§ **Instructions for the task**: Write out each line that follows exactly as it stands, without the pictures.

========

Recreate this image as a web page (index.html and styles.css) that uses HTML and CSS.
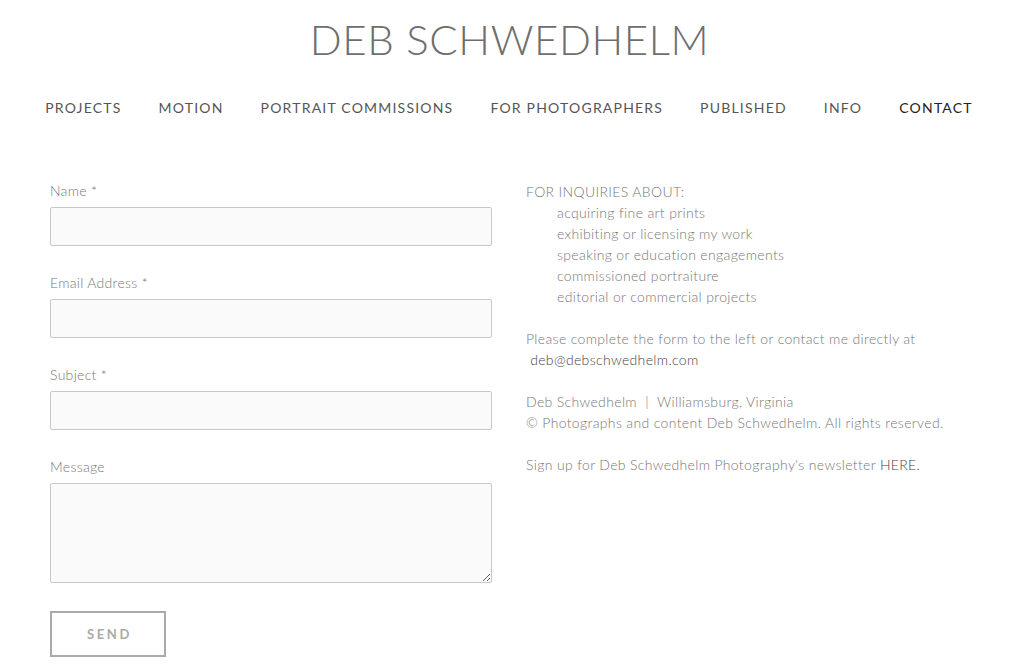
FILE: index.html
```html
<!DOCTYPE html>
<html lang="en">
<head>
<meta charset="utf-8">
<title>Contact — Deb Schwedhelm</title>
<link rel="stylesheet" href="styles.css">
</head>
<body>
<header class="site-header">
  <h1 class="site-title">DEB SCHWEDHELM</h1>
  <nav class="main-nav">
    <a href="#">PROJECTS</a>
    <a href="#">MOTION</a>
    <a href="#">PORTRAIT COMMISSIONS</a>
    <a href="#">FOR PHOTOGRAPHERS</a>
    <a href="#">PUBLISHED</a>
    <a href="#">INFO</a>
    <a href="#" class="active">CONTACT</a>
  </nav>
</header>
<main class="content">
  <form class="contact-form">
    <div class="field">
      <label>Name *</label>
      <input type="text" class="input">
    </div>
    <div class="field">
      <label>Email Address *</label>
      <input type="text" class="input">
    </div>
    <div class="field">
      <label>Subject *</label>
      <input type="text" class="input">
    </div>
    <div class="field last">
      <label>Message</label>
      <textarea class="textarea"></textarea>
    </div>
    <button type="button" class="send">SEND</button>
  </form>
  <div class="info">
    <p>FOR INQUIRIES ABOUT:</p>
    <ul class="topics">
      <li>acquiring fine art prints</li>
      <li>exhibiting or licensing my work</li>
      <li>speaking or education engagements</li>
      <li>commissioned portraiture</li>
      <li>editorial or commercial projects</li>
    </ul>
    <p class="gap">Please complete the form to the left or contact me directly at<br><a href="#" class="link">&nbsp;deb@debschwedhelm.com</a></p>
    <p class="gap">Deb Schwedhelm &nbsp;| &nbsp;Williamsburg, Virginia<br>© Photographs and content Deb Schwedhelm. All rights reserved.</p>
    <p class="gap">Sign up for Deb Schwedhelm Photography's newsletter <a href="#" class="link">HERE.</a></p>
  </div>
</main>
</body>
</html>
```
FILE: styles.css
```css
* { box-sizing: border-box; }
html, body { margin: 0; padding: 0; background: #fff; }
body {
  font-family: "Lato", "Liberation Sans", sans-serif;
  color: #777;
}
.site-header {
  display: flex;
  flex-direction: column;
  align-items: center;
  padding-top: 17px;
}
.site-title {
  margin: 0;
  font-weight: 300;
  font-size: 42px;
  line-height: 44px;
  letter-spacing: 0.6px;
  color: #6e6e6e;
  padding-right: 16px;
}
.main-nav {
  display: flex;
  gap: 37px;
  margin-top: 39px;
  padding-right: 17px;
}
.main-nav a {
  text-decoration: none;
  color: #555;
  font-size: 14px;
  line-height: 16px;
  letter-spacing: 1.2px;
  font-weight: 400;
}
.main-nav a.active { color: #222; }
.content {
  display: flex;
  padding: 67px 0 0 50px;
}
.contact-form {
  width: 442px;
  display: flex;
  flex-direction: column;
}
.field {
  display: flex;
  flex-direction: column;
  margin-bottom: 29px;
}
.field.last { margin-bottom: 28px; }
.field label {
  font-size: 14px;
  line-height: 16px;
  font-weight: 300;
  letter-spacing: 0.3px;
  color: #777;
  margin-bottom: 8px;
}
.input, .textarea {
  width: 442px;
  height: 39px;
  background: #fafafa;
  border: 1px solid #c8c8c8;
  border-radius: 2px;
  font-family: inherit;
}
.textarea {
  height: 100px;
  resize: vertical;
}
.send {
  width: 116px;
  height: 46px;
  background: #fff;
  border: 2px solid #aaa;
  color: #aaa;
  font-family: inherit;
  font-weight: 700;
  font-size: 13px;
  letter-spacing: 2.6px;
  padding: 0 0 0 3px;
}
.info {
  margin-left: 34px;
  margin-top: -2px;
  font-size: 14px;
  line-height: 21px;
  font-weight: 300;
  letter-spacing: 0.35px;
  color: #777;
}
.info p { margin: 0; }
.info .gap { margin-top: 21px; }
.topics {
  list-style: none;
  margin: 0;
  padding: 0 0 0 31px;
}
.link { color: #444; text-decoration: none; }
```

========

§ **Written reply**:
Recreate this image as a web page (index.html and styles.css) that uses HTML and CSS.
FILE: index.html
```html
<!DOCTYPE html>
<html lang="en">
<head>
<meta charset="utf-8">
<title>Contact — Deb Schwedhelm</title>
<link rel="stylesheet" href="styles.css">
</head>
<body>
<header class="site-header">
  <h1 class="site-title">DEB SCHWEDHELM</h1>
  <nav class="main-nav">
    <a href="#">PROJECTS</a>
    <a href="#">MOTION</a>
    <a href="#">PORTRAIT COMMISSIONS</a>
    <a href="#">FOR PHOTOGRAPHERS</a>
    <a href="#">PUBLISHED</a>
    <a href="#">INFO</a>
    <a href="#" class="active">CONTACT</a>
  </nav>
</header>
<main class="content">
  <form class="contact-form">
    <div class="field">
      <label>Name *</label>
      <input type="text" class="input">
    </div>
    <div class="field">
      <label>Email Address *</label>
      <input type="text" class="input">
    </div>
    <div class="field">
      <label>Subject *</label>
      <input type="text" class="input">
    </div>
    <div class="field last">
      <label>Message</label>
      <textarea class="textarea"></textarea>
    </div>
    <button type="button" class="send">SEND</button>
  </form>
  <div class="info">
    <p>FOR INQUIRIES ABOUT:</p>
    <ul class="topics">
      <li>acquiring fine art prints</li>
      <li>exhibiting or licensing my work</li>
      <li>speaking or education engagements</li>
      <li>commissioned portraiture</li>
      <li>editorial or commercial projects</li>
    </ul>
    <p class="gap">Please complete the form to the left or contact me directly at<br><a href="#" class="link">&nbsp;deb@debschwedhelm.com</a></p>
    <p class="gap">Deb Schwedhelm &nbsp;| &nbsp;Williamsburg, Virginia<br>© Photographs and content Deb Schwedhelm. All rights reserved.</p>
    <p class="gap">Sign up for Deb Schwedhelm Photography's newsletter <a href="#" class="link">HERE.</a></p>
  </div>
</main>
</body>
</html>
```
FILE: styles.css
```css
* { box-sizing: border-box; }
html, body { margin: 0; padding: 0; background: #fff; }
body {
  font-family: "Lato", "Liberation Sans", sans-serif;
  color: #777;
}
.site-header {
  display: flex;
  flex-direction: column;
  align-items: center;
  padding-top: 17px;
}
.site-title {
  margin: 0;
  font-weight: 300;
  font-size: 42px;
  line-height: 44px;
  letter-spacing: 0.6px;
  color: #6e6e6e;
  padding-right: 16px;
}
.main-nav {
  display: flex;
  gap: 37px;
  margin-top: 39px;
  padding-right: 17px;
}
.main-nav a {
  text-decoration: none;
  color: #555;
  font-size: 14px;
  line-height: 16px;
  letter-spacing: 1.2px;
  font-weight: 400;
}
.main-nav a.active { color: #222; }
.content {
  display: flex;
  padding: 67px 0 0 50px;
}
.contact-form {
  width: 442px;
  display: flex;
  flex-direction: column;
}
.field {
  display: flex;
  flex-direction: column;
  margin-bottom: 29px;
}
.field.last { margin-bottom: 28px; }
.field label {
  font-size: 14px;
  line-height: 16px;
  font-weight: 300;
  letter-spacing: 0.3px;
  color: #777;
  margin-bottom: 8px;
}
.input, .textarea {
  width: 442px;
  height: 39px;
  background: #fafafa;
  border: 1px solid #c8c8c8;
  border-radius: 2px;
  font-family: inherit;
}
.textarea {
  height: 100px;
  resize: vertical;
}
.send {
  width: 116px;
  height: 46px;
  background: #fff;
  border: 2px solid #aaa;
  color: #aaa;
  font-family: inherit;
  font-weight: 700;
  font-size: 13px;
  letter-spacing: 2.6px;
  padding: 0 0 0 3px;
}
.info {
  margin-left: 34px;
  margin-top: -2px;
  font-size: 14px;
  line-height: 21px;
  font-weight: 300;
  letter-spacing: 0.35px;
  color: #777;
}
.info p { margin: 0; }
.info .gap { margin-top: 21px; }
.topics {
  list-style: none;
  margin: 0;
  padding: 0 0 0 31px;
}
.link { color: #444; text-decoration: none; }
```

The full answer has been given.